• JOB: In the entries below, find every line with "React" and copy it.

• Records contained in a dataset:
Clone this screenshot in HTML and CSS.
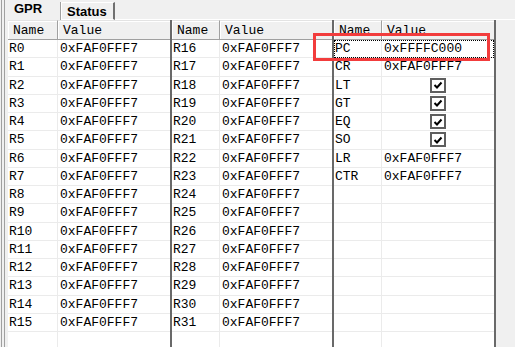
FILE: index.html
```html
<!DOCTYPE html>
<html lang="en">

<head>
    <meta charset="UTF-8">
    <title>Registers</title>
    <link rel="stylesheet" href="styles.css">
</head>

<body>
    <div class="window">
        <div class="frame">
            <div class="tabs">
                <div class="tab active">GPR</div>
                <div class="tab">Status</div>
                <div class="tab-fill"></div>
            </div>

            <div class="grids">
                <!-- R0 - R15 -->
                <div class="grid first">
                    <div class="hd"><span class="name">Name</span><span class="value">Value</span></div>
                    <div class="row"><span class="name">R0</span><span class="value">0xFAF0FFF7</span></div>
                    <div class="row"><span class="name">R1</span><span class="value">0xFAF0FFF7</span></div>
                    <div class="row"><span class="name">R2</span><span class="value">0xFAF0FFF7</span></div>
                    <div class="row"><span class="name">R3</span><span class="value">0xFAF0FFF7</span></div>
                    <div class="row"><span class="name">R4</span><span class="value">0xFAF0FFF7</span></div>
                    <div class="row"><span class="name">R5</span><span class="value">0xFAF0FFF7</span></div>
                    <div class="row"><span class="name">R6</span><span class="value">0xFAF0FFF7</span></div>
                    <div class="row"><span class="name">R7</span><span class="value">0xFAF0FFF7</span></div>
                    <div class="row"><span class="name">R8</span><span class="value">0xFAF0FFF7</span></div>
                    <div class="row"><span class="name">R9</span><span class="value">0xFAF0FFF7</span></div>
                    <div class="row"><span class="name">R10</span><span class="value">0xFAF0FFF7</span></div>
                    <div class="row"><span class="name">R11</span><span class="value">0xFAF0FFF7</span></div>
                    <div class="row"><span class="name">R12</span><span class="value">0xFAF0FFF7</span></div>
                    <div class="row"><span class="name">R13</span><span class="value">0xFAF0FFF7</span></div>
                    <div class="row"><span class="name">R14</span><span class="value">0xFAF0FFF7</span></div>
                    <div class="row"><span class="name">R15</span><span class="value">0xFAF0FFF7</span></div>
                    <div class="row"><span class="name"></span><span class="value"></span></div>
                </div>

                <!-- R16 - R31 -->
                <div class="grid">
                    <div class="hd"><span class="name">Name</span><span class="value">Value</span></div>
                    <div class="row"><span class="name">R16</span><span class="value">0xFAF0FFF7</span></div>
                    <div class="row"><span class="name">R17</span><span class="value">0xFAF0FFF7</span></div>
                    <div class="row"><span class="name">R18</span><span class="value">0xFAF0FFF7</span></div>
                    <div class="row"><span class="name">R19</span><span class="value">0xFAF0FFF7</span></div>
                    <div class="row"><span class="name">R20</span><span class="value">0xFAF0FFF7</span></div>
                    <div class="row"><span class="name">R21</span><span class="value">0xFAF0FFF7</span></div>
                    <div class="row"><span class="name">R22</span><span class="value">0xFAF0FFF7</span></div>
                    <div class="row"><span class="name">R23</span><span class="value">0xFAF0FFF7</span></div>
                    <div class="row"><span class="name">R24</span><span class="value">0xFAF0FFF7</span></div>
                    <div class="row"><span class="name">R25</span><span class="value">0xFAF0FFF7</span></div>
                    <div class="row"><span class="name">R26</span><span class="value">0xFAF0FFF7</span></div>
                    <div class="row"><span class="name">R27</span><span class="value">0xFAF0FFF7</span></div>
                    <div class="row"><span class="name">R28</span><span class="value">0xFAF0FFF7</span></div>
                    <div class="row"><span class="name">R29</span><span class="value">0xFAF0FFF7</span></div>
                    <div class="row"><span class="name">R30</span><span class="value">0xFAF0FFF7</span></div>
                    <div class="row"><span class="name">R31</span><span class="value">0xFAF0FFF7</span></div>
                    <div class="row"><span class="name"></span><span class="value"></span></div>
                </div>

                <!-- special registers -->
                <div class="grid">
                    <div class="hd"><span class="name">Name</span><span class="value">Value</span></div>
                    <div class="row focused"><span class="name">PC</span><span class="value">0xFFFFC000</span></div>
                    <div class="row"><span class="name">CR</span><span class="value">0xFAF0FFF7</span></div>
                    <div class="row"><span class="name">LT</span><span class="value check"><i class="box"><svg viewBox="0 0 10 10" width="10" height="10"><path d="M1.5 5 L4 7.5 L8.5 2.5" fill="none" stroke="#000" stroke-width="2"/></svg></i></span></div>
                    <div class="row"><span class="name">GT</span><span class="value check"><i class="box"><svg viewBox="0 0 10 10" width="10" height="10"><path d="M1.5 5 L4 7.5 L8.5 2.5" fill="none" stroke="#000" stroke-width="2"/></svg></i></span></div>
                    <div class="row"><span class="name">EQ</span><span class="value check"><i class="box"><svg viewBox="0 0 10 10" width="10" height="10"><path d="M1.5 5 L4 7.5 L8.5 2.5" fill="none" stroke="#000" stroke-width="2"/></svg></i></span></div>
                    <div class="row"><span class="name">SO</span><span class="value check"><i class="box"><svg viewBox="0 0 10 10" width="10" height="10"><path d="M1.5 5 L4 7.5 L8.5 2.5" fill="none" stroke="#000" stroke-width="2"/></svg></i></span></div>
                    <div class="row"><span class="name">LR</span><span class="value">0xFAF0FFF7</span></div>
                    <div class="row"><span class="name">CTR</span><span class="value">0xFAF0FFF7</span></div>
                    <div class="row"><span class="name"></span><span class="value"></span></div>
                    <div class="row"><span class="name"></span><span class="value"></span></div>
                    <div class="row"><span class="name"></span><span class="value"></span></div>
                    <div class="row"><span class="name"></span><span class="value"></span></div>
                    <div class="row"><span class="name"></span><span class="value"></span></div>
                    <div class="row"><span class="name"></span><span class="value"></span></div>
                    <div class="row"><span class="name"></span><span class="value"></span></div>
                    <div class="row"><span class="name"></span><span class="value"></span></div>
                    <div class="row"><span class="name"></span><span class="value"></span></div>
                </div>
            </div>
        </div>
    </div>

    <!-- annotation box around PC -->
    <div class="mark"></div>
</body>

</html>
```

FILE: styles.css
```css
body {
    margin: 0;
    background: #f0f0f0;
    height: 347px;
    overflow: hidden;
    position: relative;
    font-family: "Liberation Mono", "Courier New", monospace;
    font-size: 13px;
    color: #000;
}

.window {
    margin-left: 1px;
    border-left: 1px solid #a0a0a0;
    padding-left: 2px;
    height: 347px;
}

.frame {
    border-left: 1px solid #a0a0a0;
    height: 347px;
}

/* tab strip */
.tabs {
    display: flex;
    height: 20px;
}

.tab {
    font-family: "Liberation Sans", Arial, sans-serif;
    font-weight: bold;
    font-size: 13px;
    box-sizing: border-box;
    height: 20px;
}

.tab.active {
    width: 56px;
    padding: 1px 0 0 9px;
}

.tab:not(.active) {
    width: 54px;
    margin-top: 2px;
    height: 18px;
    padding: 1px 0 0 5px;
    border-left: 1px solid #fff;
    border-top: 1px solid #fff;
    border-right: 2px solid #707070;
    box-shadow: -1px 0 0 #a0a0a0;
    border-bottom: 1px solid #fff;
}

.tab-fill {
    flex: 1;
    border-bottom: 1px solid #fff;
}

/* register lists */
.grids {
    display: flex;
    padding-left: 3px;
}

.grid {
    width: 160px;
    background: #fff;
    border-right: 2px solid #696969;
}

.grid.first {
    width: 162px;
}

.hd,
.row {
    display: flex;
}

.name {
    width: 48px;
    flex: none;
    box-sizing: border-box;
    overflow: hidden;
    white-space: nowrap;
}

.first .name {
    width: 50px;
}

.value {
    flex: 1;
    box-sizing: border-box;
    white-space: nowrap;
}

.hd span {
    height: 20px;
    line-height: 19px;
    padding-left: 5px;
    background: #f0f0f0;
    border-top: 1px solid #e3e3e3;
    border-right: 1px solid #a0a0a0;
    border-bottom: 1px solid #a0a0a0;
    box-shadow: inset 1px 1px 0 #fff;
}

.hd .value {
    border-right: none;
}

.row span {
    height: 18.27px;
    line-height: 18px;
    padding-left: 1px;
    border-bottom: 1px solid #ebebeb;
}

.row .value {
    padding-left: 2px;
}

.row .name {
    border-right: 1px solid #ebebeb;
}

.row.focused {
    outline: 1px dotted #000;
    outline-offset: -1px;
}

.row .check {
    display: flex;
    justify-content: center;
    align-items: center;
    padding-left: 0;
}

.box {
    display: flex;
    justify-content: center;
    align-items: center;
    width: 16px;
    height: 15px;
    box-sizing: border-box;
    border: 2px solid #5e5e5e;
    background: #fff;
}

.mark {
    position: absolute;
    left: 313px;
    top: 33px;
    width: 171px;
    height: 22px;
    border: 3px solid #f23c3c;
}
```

---

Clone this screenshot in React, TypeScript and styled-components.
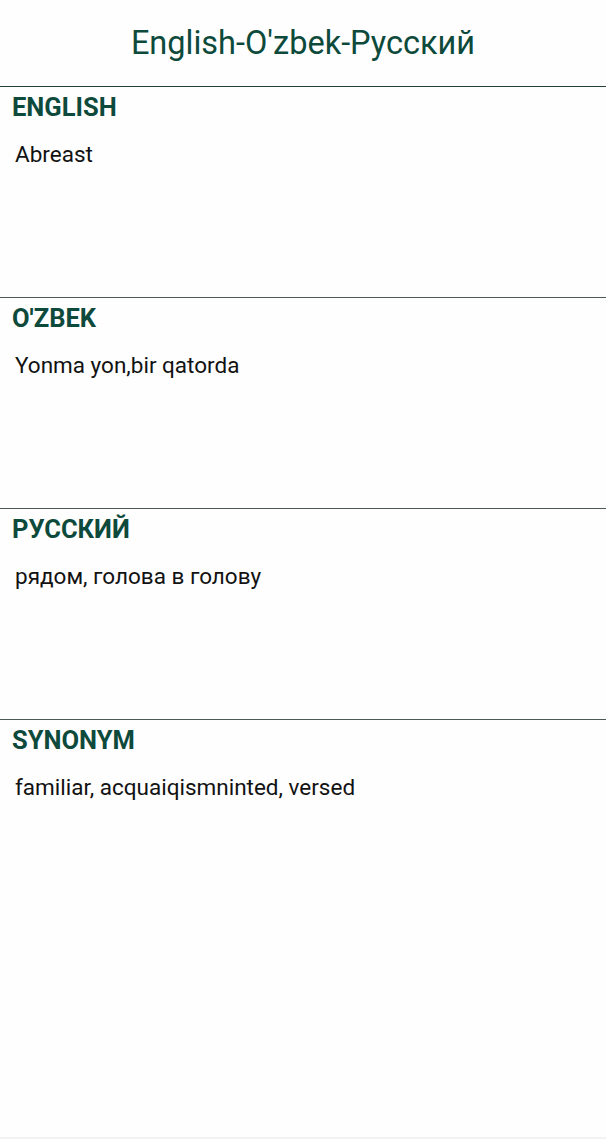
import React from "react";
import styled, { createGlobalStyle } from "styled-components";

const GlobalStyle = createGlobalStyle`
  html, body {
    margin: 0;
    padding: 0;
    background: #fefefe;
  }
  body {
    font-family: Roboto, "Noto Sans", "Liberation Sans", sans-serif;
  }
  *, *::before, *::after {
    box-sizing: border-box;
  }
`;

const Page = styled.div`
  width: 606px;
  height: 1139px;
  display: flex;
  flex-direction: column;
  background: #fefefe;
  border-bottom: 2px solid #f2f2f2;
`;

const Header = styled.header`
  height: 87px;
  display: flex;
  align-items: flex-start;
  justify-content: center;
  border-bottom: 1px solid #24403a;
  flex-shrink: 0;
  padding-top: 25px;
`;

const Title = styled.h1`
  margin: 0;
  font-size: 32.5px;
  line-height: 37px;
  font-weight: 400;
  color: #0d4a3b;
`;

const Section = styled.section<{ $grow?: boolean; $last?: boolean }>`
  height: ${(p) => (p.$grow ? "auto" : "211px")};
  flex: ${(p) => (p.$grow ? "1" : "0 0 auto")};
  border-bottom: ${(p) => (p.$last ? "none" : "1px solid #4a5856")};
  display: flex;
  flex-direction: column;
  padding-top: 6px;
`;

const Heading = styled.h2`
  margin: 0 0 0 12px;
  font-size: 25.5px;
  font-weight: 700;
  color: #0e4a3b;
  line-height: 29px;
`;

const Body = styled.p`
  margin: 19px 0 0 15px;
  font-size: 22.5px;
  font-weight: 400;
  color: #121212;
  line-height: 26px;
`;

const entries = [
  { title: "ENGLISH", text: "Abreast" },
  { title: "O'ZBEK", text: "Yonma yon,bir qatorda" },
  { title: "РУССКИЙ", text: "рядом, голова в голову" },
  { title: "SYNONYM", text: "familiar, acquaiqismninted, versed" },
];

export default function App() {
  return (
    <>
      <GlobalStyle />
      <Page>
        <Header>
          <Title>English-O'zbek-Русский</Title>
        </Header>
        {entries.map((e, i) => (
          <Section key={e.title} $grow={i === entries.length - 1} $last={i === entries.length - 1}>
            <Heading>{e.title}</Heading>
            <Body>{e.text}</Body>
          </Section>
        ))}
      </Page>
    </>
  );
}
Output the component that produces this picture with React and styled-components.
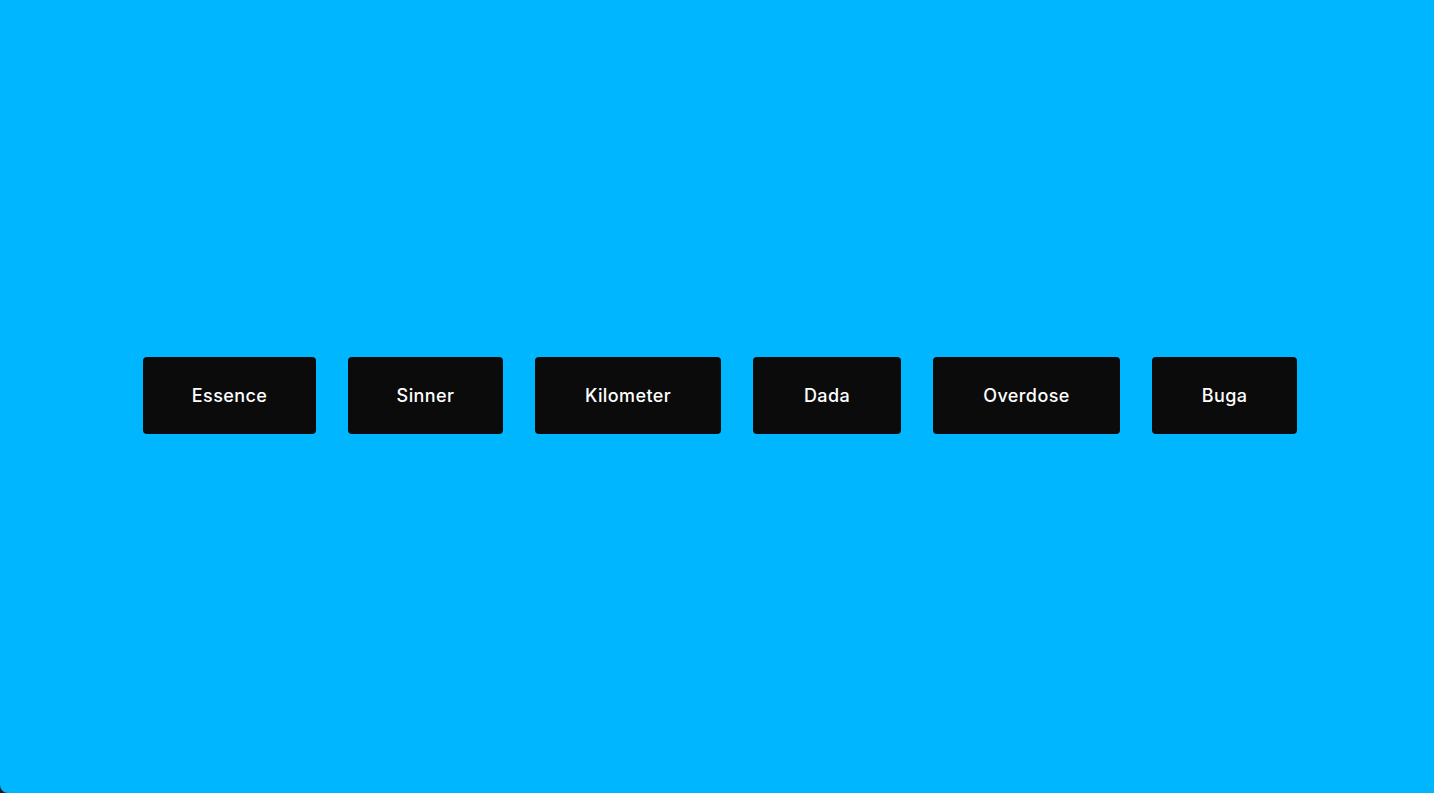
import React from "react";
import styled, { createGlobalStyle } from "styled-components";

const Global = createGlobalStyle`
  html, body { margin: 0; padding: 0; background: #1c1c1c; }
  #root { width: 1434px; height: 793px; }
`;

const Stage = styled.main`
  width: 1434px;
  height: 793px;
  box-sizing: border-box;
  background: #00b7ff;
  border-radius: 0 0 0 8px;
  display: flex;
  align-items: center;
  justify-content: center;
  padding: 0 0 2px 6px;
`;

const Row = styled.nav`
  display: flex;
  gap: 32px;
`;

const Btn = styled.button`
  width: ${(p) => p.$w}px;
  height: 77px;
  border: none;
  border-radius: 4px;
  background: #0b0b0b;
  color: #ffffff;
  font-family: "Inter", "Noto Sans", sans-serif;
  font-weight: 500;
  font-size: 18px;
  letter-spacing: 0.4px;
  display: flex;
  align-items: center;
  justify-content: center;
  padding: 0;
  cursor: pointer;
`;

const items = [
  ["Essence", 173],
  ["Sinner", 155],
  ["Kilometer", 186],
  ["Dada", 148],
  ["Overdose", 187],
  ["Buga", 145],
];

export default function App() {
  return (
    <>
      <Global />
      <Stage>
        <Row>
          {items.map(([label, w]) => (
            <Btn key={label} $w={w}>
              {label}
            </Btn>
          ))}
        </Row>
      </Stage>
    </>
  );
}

• FULL ANSWER:
Clone this screenshot in React, TypeScript and styled-components.
import React from "react";
Output the component that produces this picture with React and styled-components.
import React from "react";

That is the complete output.